Florida is the 21st cheapest state in the US in terms of drug rehabilitation. This state has the same average cost of outpatient drug treatment as Ohio, Virginia, Colorado, and Connecticut. As such, the outpatient rehab cost reaches $1,705, whereas the average cost in the US is $5,700 for a 30-day plan.[2]

Residential rehab in Florida comes to an average of $56,640, but there are 13 facilities where you can find free drug rehab treatment. By comparison, the national average price for residential rehab is $42,500. These programs may last up to 12 months.[2] 

Inpatient rehabilitation costs an average of $12,500 both in Florida and the US, across a 28-30 day plan.[2]

Funding has long been a major obstacle in seeking addiction treatment. Despite any willingness to recover, progress tends to pause when finances come into play.

Private insurance can go a long way in making rehab treatments more affordable. Medicaid is also a viable option for those without private insurance. Although not all treatment centers accept state assistance, many drug and alcohol rehabs in Florida welcome it.

Rehab for meth addiction in Florida

A single use of methamphetamine (meth) may quickly turn into a severe dependency, making it one of the most addictive drugs.
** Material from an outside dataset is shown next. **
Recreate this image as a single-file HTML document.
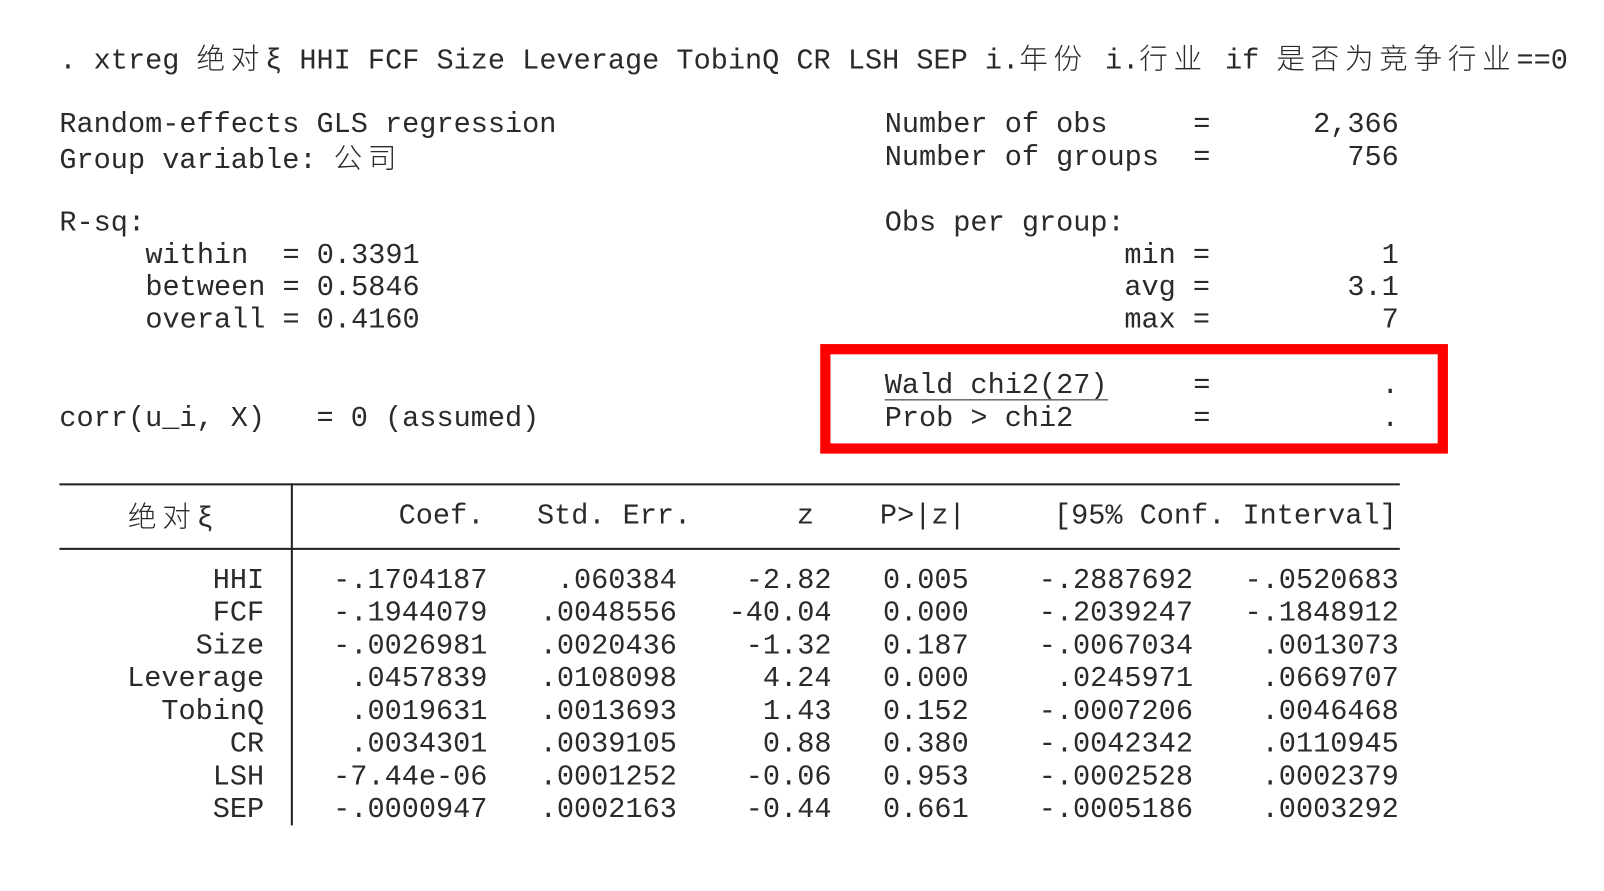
<!DOCTYPE html>
<html><head><meta charset="utf-8"><style>
html,body{margin:0;padding:0;background:#fff;width:1604px;height:870px;overflow:hidden}
#c{position:absolute;left:0;top:0;width:1604px;height:870px;transform:scale(1.024);transform-origin:0 0}
.t{position:absolute;white-space:pre;font-family:"Liberation Mono","Noto Sans CJK SC",monospace;font-size:27.9px;line-height:32px;height:32px;color:#2a2a2a}
.r{text-align:right}
.cj{font-family:"Noto Sans CJK SC",sans-serif;letter-spacing:5.6px;font-size:27.9px;font-weight:300}
.hl{position:absolute;background:#222;height:1.5px}
.vl{position:absolute;background:#222;width:1.5px}
</style></head><body><div id="c">
<div class="t" style="left:58px;top:40px">. xtreg <span class="cj">绝对</span>ξ HHI FCF Size Leverage TobinQ CR LSH SEP i.<span class="cj">年份</span> i.<span class="cj">行业</span> if <span class="cj">是否为竞争行业</span>==0</div>

<div class="t" style="left:58px;top:107px">Random-effects GLS regression</div>
<div class="t" style="left:58px;top:137px">Group variable: <span class="cj">公司</span></div>
<div class="t" style="left:58px;top:203px">R-sq:</div>
<div class="t" style="left:142px;top:235px">within  = 0.3391</div>
<div class="t" style="left:142px;top:266px">between = 0.5846</div>
<div class="t" style="left:142px;top:298px">overall = 0.4160</div>
<div class="t" style="left:58px;top:394px">corr(u_i, X)   = 0 (assumed)</div>

<div class="t" style="left:864px;top:107px">Number of obs     =</div>
<div class="t r" style="right:238px;top:107px">2,366</div>
<div class="t" style="left:864px;top:139px">Number of groups  =</div>
<div class="t r" style="right:238px;top:139px">756</div>
<div class="t" style="left:864px;top:203px">Obs per group:</div>
<div class="t" style="left:1098px;top:235px">min =</div>
<div class="t r" style="right:238px;top:235px">1</div>
<div class="t" style="left:1098px;top:266px">avg =</div>
<div class="t r" style="right:238px;top:266px">3.1</div>
<div class="t" style="left:1098px;top:298px">max =</div>
<div class="t r" style="right:238px;top:298px">7</div>

<div style="position:absolute;left:801px;top:336px;width:593px;height:87px;border:10px solid #f00"></div>
<div class="t" style="left:864px;top:362px">Wald chi2(27)     =</div>
<div class="hl" style="left:864px;top:390px;width:218px;height:1.2px"></div>
<div class="t r" style="right:238px;top:362px">.</div>
<div class="t" style="left:864px;top:394px">Prob > chi2       =</div>
<div class="t r" style="right:238px;top:394px">.</div>

<div class="hl" style="left:58px;top:472px;width:1309px"></div>
<div class="hl" style="left:58px;top:535px;width:1309px"></div>
<div class="vl" style="left:284px;top:472px;height:334px"></div>
<div class="t" style="left:125px;top:487px"><span class="cj">绝对</span>ξ</div>
<div class="t r" style="right:1131px;top:489px">Coef.</div>
<div class="t r" style="right:929px;top:489px">Std. Err.</div>
<div class="t r" style="right:809px;top:489px">z</div>
<div class="t r" style="right:661px;top:489px">P>|z|</div>
<div class="t r" style="right:240px;top:489px">[95% Conf. Interval]</div>

<div class="t r" style="right:1346px;top:552px;line-height:32px">HHI
FCF
Size
Leverage
TobinQ
CR
LSH
SEP</div>
<div class="t r" style="right:1128px;top:552px;height:260px">-.1704187
-.1944079
-.0026981
 .0457839
 .0019631
 .0034301
-7.44e-06
-.0000947</div>
<div class="t r" style="right:943px;top:552px;height:260px">.060384
.0048556
.0020436
.0108098
.0013693
.0039105
.0001252
.0002163</div>
<div class="t r" style="right:792px;top:552px;height:260px">-2.82
-40.04
-1.32
4.24
1.43
0.88
-0.06
-0.44</div>
<div class="t r" style="right:658px;top:552px;height:260px">0.005
0.000
0.187
0.000
0.152
0.380
0.953
0.661</div>
<div class="t r" style="right:439px;top:552px;height:260px">-.2887692
-.2039247
-.0067034
 .0245971
-.0007206
-.0042342
-.0002528
-.0005186</div>
<div class="t r" style="right:238px;top:552px;height:260px">-.0520683
-.1848912
 .0013073
 .0669707
 .0046468
 .0110945
 .0002379
 .0003292</div>
</div></body></html>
Patients see success through engaging with detoxification, and then a period of therapy and other treatments. Meth detox is usually done under medical supervision and comes as part of an inpatient treatment program. In addition to receiving behavioral counseling, patients will learn how to control the psychological side effects of meth withdrawal and develop skills to reenter society free of meth addiction.
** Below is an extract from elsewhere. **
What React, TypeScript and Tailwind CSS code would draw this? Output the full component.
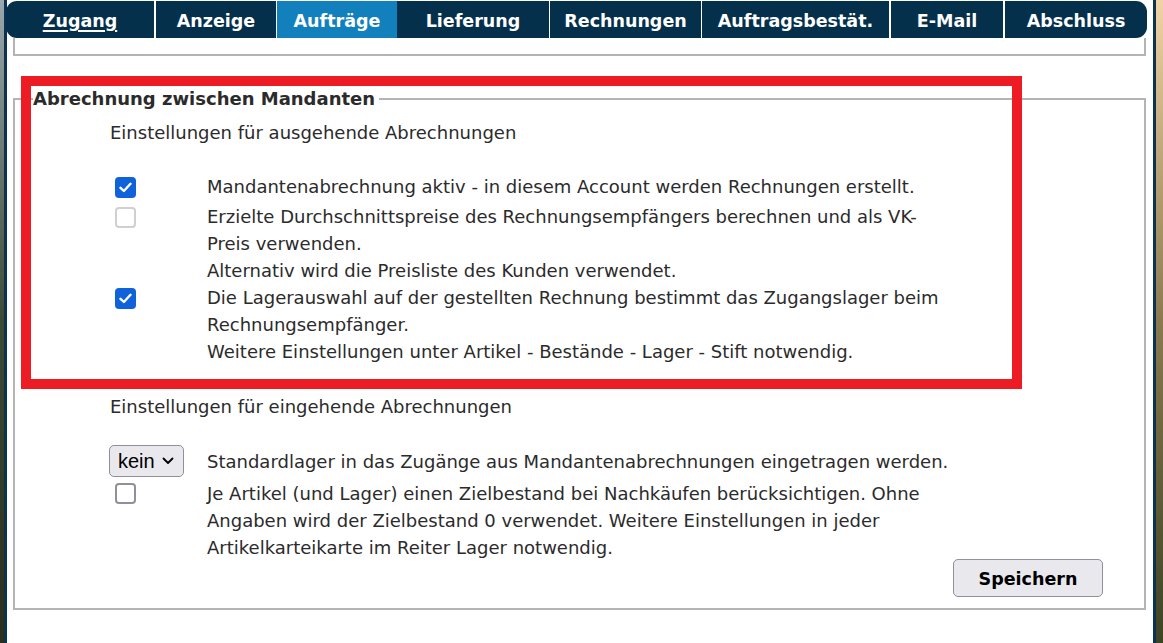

How do you know if you need addiction treatment?

Depending on the person, the drug they are abusing, and their specific usage patterns, different substances have different indicators of addiction. This means that while almost everyone will exhibit symptoms, there are no universal "common indicators" of addiction. There are however several warning signs to watch out for if you are concerned about substance misuse and addiction in yourself or someone else. This can include sudden changes in mood, irritability, and unusual spending habits. Read here to learn more about the warning signs of addiction.
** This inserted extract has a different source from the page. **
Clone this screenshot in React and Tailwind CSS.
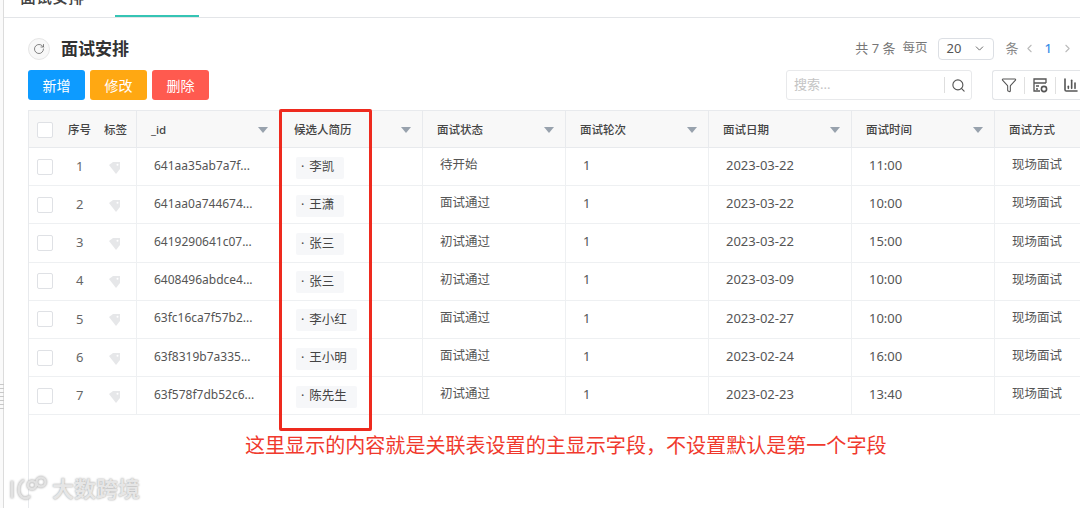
import { RotateCw, ChevronDown, ChevronLeft, ChevronRight, Search, Funnel, ChartColumn } from "lucide-react"

const FONT = { fontFamily: '"Noto Sans", "Noto Sans CJK SC", sans-serif' }

const COLUMNS = ["面试状态", "面试轮次", "面试日期", "面试时间"]

const ROWS = [
  { id: "641aa35ab7a7f...", name: "李凯", status: "待开始", date: "2023-03-22", time: "11:00" },
  { id: "641aa0a744674...", name: "王潇", status: "面试通过", date: "2023-03-22", time: "10:00" },
  { id: "6419290641c07...", name: "张三", status: "初试通过", date: "2023-03-22", time: "15:00" },
  { id: "6408496abdce4...", name: "张三", status: "初试通过", date: "2023-03-09", time: "10:00" },
  { id: "63fc16ca7f57b2...", name: "李小红", status: "面试通过", date: "2023-02-27", time: "10:00" },
  { id: "63f8319b7a335...", name: "王小明", status: "面试通过", date: "2023-02-24", time: "16:00" },
  { id: "63f578f7db52c6...", name: "陈先生", status: "初试通过", date: "2023-02-23", time: "13:40" },
]

function Caret() {
  return <span className="ml-auto mr-[11px] h-0 w-0 border-x-[5px] border-t-[6px] border-x-transparent border-t-[#98a2ad]" />
}

function Checkbox() {
  return <span className="h-[16px] w-[16px] shrink-0 rounded-[2px] border border-[#dfe1e5] bg-white" />
}

function HeadCell({ label, caret = true, className = "w-[143px]" }) {
  return (
    <div className={`flex h-full shrink-0 items-center border-r border-[#e8eaed] pl-[14px] pt-[1px] text-[11.5px] font-medium text-[#444] ${className}`}>
      {label}
      {caret && <Caret />}
    </div>
  )
}

function Cell({ children, className = "" }) {
  return (
    <div className={`flex h-full w-[143px] shrink-0 items-center border-r border-[#eef0f2] pb-[2px] pl-[17px] text-[#555] ${className}`}>
      {children}
    </div>
  )
}

function TagIcon() {
  return (
    <svg width="14" height="14" viewBox="0 0 14 14" className="ml-[25px] mt-[2px]">
      <path d="M1 4 L5 1 H12 V8 L8 13 Z" fill="#e6e7e9" />
      <circle cx="9.5" cy="3.8" r="1" fill="#fff" />
    </svg>
  )
}

function ConfigIcon() {
  return (
    <svg width="16" height="16" viewBox="0 0 16 16" fill="none" stroke="#555" strokeWidth="1.3">
      <path d="M14 6V2H2v12h6" />
      <path d="M2 6h12M4 9h3M4 12h2" />
      <circle cx="12" cy="12" r="2.6" strokeWidth="1.6" />
    </svg>
  )
}

function Toolbar() {
  return (
    <div className="flex h-[30px] w-[100px] shrink-0 items-center rounded-l-[3px] border-y border-l border-[#e3e5e8] bg-white pl-[8px] text-[#555]">
      <Funnel size={16} strokeWidth={1.6} />
      <span className="mx-[7px] h-[17px] border-l border-[#e0e0e0]" />
      <ConfigIcon />
      <span className="mx-[7px] h-[17px] border-l border-[#e0e0e0]" />
      <ChartColumn size={16} strokeWidth={2.4} />
    </div>
  )
}

export default function App() {
  return (
    <div className="relative h-[508px] w-[1080px] overflow-hidden bg-white" style={FONT}>
      {/* Top tabs */}
      <div className="ml-[4px] flex h-[18px] items-end overflow-hidden border-b border-[#e3e5e8] pl-[16px]">
        <div className="mb-[9px] w-[95px] shrink-0 text-[16px] font-medium leading-[22px] text-[#444]">面试安排</div>
        <div className="h-[2px] w-[84px] bg-[#35c4b4]" />
      </div>

      <div className="absolute bottom-0 left-0 top-0 w-[4px] border-r border-[#dcdcdc] bg-[#fafafa]" />
      <div className="absolute left-0 top-[384px] flex w-[4px] flex-col gap-[3px]">
        {[0, 1, 2, 3, 4, 5, 6].map((n) => (
          <span key={n} className="h-px w-full bg-[#c8c8c8]" />
        ))}
      </div>

      <div className="pl-[28px]">
        {/* Title and pagination */}
        <div className="flex h-[52px] items-center pr-[6px] pt-[9px]">
          <span className="flex h-[22px] w-[22px] items-center justify-center rounded-full border border-[#e6e6e6] bg-[#f8f8f8] text-[#666]">
            <RotateCw size={12} strokeWidth={1.6} />
          </span>
          <span className="ml-[11px] text-[17px] font-bold text-[#333]">面试安排</span>
          <span className="ml-auto text-[13px] text-[#777]">共 7 条</span>
          <span className="ml-[7px] text-[12.5px] text-[#777]">每页</span>
          <span className="ml-[10px] flex h-[22px] w-[56px] items-center justify-between rounded-[4px] border border-[#dcdfe4] pl-[8px] pr-[7px] text-[13px] text-[#555]">
            20
            <ChevronDown size={13} strokeWidth={1.6} />
          </span>
          <span className="ml-[12px] text-[13px] text-[#888]">条</span>
          <ChevronLeft size={13} className="ml-[4px] text-[#bbb]" />
          <span className="ml-[9px] text-[13px] font-medium text-[#3f8fe8]">1</span>
          <ChevronRight size={13} className="ml-[9px] text-[#bbb]" />
        </div>

        {/* Buttons and search */}
        <div className="flex h-[30px] items-center">
          <button className="h-[30px] w-[57px] shrink-0 rounded-[3px] bg-[#0d9bff] text-[14px] text-white">新增</button>
          <button className="ml-[5px] h-[30px] w-[57px] shrink-0 rounded-[3px] bg-[#ffa812] text-[14px] text-white">修改</button>
          <button className="ml-[5px] h-[30px] w-[57px] shrink-0 rounded-[3px] bg-[#ff5a4f] text-[14px] text-white">删除</button>
          <div className="ml-[577px] flex h-[30px] w-[186px] shrink-0 items-center rounded-[3px] border border-[#e8e9eb] pl-[7px] text-[13px] text-[#c4c4c4]">
            搜索...
            <span className="ml-auto h-[16px] border-l border-[#dedede]" />
            <Search size={15} strokeWidth={1.8} className="ml-[6px] mr-[5px] text-[#555]" />
          </div>
          <div className="ml-[20px] shrink-0">
            <Toolbar />
          </div>
        </div>

        {/* Table */}
        <div className="mt-[10px] h-[398px] w-[1052px] overflow-hidden border-l border-[#e8eaed]">
          <div className="flex h-[38px] w-[1200px] items-center border-y border-[#e8eaed] bg-[#f8f8f8]">
            <div className="flex h-full w-[108px] shrink-0 items-center border-r border-[#e8eaed] pl-[8px] pt-[1px] text-[11.5px] font-medium text-[#444]">
              <Checkbox />
              <span className="ml-[15px]">序号</span>
              <span className="ml-[13px]">标签</span>
            </div>
            <HeadCell label="_id" />
            <HeadCell label="候选人简历" />
            {COLUMNS.map((c) => (
              <HeadCell key={c} label={c} />
            ))}
            <HeadCell label="面试方式" caret={false} />
          </div>

          {ROWS.map((r, i) => (
            <div key={r.id} className="flex h-[38.2px] w-[1200px] items-center border-b border-[#eef0f2]">
              <div className="flex h-full w-[108px] shrink-0 items-center border-r border-[#eef0f2] pl-[8px] text-[13px] text-[#666]">
                <Checkbox />
                <span className="ml-[23px] w-[7px]">{i + 1}</span>
                <TagIcon />
              </div>
              <Cell className="text-[12px]">{r.id}</Cell>
              <Cell>
                <span className="-ml-[1px] mt-[4px] flex h-[22px] items-center rounded-[2px] bg-[#f6f7f9] pl-[5px] pr-[10px] text-[12.5px] text-[#444]">
                  <span className="mr-[5px]">·</span>
                  {r.name}
                </span>
              </Cell>
              <Cell className="text-[12.5px]">{r.status}</Cell>
              <Cell className="text-[13px]">1</Cell>
              <Cell className="text-[13px]">{r.date}</Cell>
              <Cell className="text-[13px]">{r.time}</Cell>
              <Cell className="text-[12.5px]">现场面试</Cell>
            </div>
          ))}
        </div>
      </div>

      {/* Annotation drawn over the screenshot */}
      <div className="absolute left-[279px] top-[109px] h-[322px] w-[93px] rounded-[2px] border-[3px] border-[#ee2a1e]" />
      <div className="absolute left-[245px] top-[432px] text-[20.06px] leading-[28px] text-[#f0392d]">
        这里显示的内容就是关联表设置的主显示字段，不设置默认是第一个字段
      </div>

      {/* Watermark */}
      <div className="absolute left-[9px] top-[473px] flex items-center">
        <svg width="39" height="30" viewBox="0 0 39 30" fill="none" stroke="#e2e2e2" strokeWidth="2.5" className="drop-shadow-[0_0_1px_#999]">
          <path d="M3 8v17M15 7c-6 3-7 13-2 17 3 2 6 1 8-1" />
          <circle cx="23" cy="12" r="4" />
          <circle cx="32" cy="9" r="4.5" />
        </svg>
        <span className="ml-[4px] text-[22px] font-bold leading-[30px] text-[#e6e6e6] [text-shadow:0_0_2px_#999]">大数跨境</span>
      </div>
    </div>
  )
}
Are there any specialized treatment options I should consider?

Florida has different specialized treatment options. Wilderness drug rehab centers, which may include animal-assisted therapy and expressive arts therapy options, have proven beneficial alternatives to traditional treatment options. Florida also has numerous programs for disadvantaged communities, women, families, youths, LGBTQ+, and inmates. Luxury rehab centers are likewise available in the state.

Local government assistance in Florida

There are several ways that the Florida government can help you with addiction, from treatment to advice and everything in between. If you’re not ready to commit fully to rehab, then you don’t have to - you should be aware of additional forms of support offered by your local government, many of which won’t cost you anything. A list of Florida resources that could be useful to you is provided below:

  • Florida Statewide Substance Abuse Hotline -  When Florida citizens are experiencing a drug-related crisis, this hotline offers 24/7 assistance. Representatives may also direct you to trustworthy centers for addiction treatment.
  • Substance Abuse and Mental Health (SAMH) Program - The Public Health Department of Florida's dependency program connects callers to qualified providers of addiction treatment. At this crisis hotline, free drug therapy is also available.
  • Online Treatment Facility Locator - A discreet and anonymous source of information for anyone looking for treatment centers for drug use/addiction and/or mental health issues in the United States or U.S. Territories. 
  • Florida Substance Abuse Index - A comprehensive collection of resources and contact numbers that can provide drug and alcohol addiction support in Florida.